When we dated (hung out/ slept together/whatever), I'm pretty sure I was looking for someone to like me for me, but I was not sure who I was. I know I was searching for something, but probably did not know what it was.  Being as unsure as I was on the inside, I probably said or did things that would make me cringe today.  Maybe I called you too often, or couldn't let go when it was time to.  Maybe I said "I love you" too soon, or maybe I did not say it at all when you wanted me to.  It's hard to say now, looking back 20 years or so.

Regardless, at that time, I was a lost kid, clueless in the ways of the world, and you helped shape who I am today, even if just in a tiny way.  (I can't help but wonder at what our relationship (if we had one) would have been like 10 or 15 years in the future.)  The bottom line is this - something brought us together when we were young - shared interests, similar likes or dislikes, sports, a friend.... whatever.  But because of our age, or circumstances, or just who we were back then, it did not work out.  Either I broke up with you or you dumped me, or I moved 3000 miles away, it ended.  I would like to think that even though our relationship did not work, some of those things we had in common then still hold true today and because of it, we can be friends.

If this scares you more than comforts you, my apologies.  I will share just one more tidbit.  When I was in college, I met a guy my sophomore year.  We had instant chemistry and hit it off really well.  He was at a different school and so our paths were sometimes different.  Over the next 2 and half years, we would come together and drift apart several times, never really being at the right time or place in our lives at the same time to make it work, but we remained friends throughout.  When I moved to Los Angeles, his was one number that I kept on speed dial, and I called him more times than either of us could probably remember.  When he needed it, he leaned on me too.  Despite the distance, we continue to be friends to this day, and he was even in my wedding.  It is that friendship that I looked to as an example when I reached out to you - knowing that something had brought us together at the time, but because of "life," it did not work out.  Perhaps that underlying friendship is still there.  One can hope.  (And no, I don't consider myself someone who has "enough" friends - you never know when you might need another one.)

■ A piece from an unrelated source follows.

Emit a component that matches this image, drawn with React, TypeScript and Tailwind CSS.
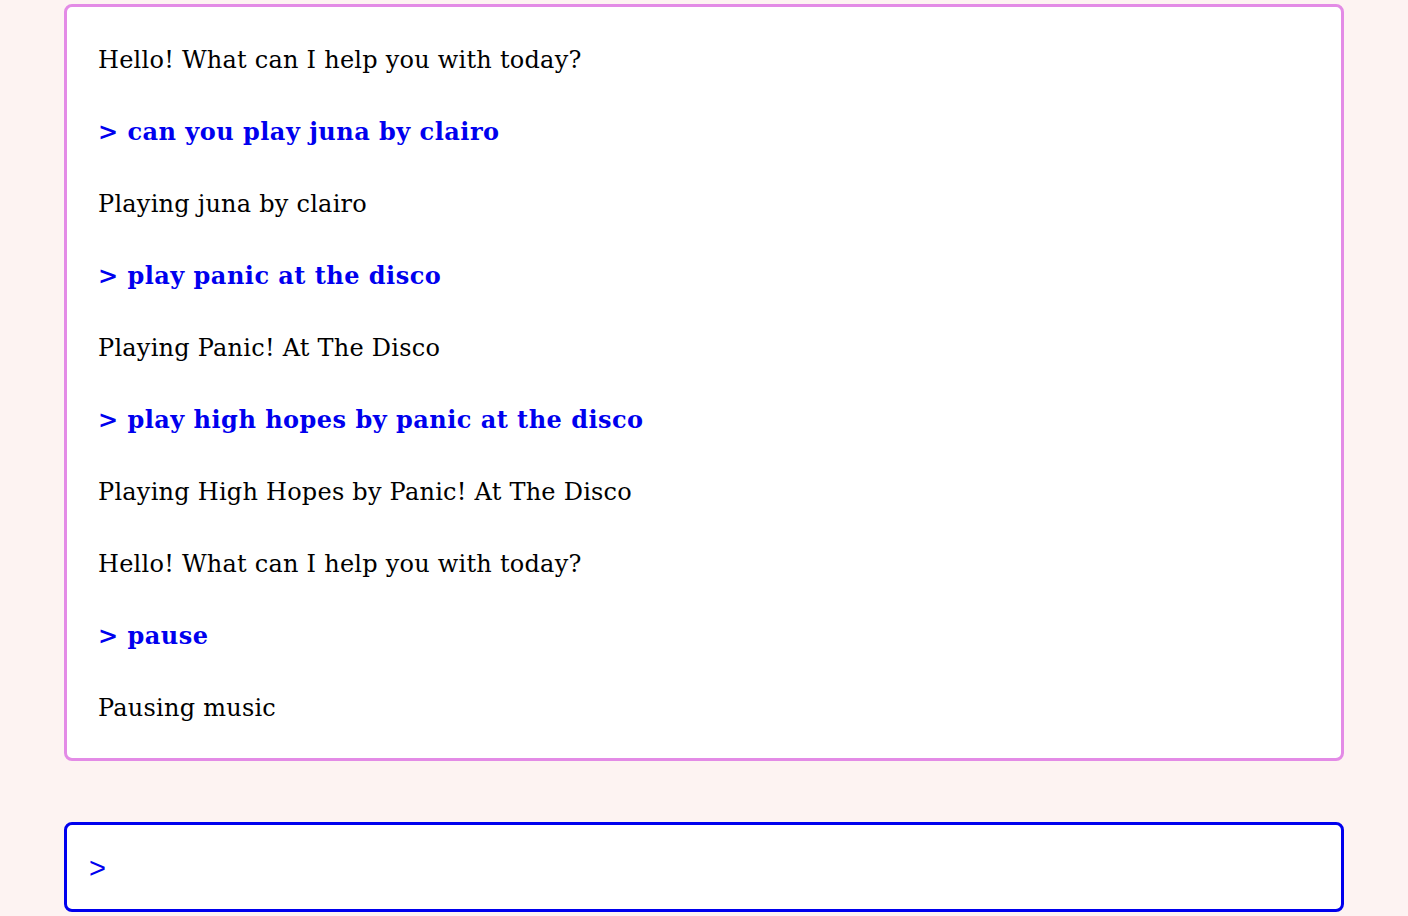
import React, { useState } from 'react';

type Line = { from: 'bot' | 'user'; text: string };

const lines: Line[] = [
  { from: 'bot', text: 'Hello! What can I help you with today?' },
  { from: 'user', text: 'can you play juna by clairo' },
  { from: 'bot', text: 'Playing juna by clairo' },
  { from: 'user', text: 'play panic at the disco' },
  { from: 'bot', text: 'Playing Panic! At The Disco' },
  { from: 'user', text: 'play high hopes by panic at the disco' },
  { from: 'bot', text: 'Playing High Hopes by Panic! At The Disco' },
  { from: 'bot', text: 'Hello! What can I help you with today?' },
  { from: 'user', text: 'pause' },
  { from: 'bot', text: 'Pausing music' },
];

const App: React.FC = () => {
  const [input, setInput] = useState('');

  return (
    <div className="min-h-screen bg-[#fdf3f2] font-['DejaVu_Serif',serif]">
      <div className="max-w-[1280px] mx-auto pt-[4px] pb-[4px]">
        {/* conversation */}
        <div className="bg-white border-[3px] border-[#e38be6] rounded-lg pt-[35px] pb-[32px] px-[31px] flex flex-col gap-[36px]">
          {lines.map((l, i) =>
            l.from === 'user' ? (
              <p key={i} className="text-[24px] leading-[36px] font-bold tracking-[0.02em] text-[#0000ee]">
                &gt; {l.text}
              </p>
            ) : (
              <p key={i} className="text-[24px] leading-[36px] tracking-[0.01em] text-black">
                {l.text}
              </p>
            )
          )}
        </div>

        {/* prompt */}
        <div className="mt-[61px] h-[90px] bg-white border-[3px] border-[#0000ee] rounded-lg flex items-center px-[22px] pt-[4px] text-[#0000ee] font-['Liberation_Sans',sans-serif]">
          <span className="text-[29px] mr-2">&gt;</span>
          <input
            value={input}
            onChange={(e) => setInput(e.target.value)}
            className="flex-1 outline-none bg-transparent text-[22px] text-[#0000ee]"
          />
        </div>
      </div>
    </div>
  );
};

export default App;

On a side note, there are guys in my past that I have no desire to ever speak to again.  Those were the ones that I would consider bad choices.  And no, I'm not saying that just because they were guys that broke up with me.  As far as most of them go, I walked away from those relationships, and am glad to have been rid of them.

I'm not sure this helps explain why I sent you that friend request (or text or email).  Maybe it is because somewhere inside of me, that lost kid is still wandering around, wanting to make sure that I've done something right, or wanting to make sure that even though it did not work for us, I am still a likable person and it really wasn't me, it was you, when we broke up.  But mostly, maybe it is because I remember the good times that we had, and I miss you as a friend.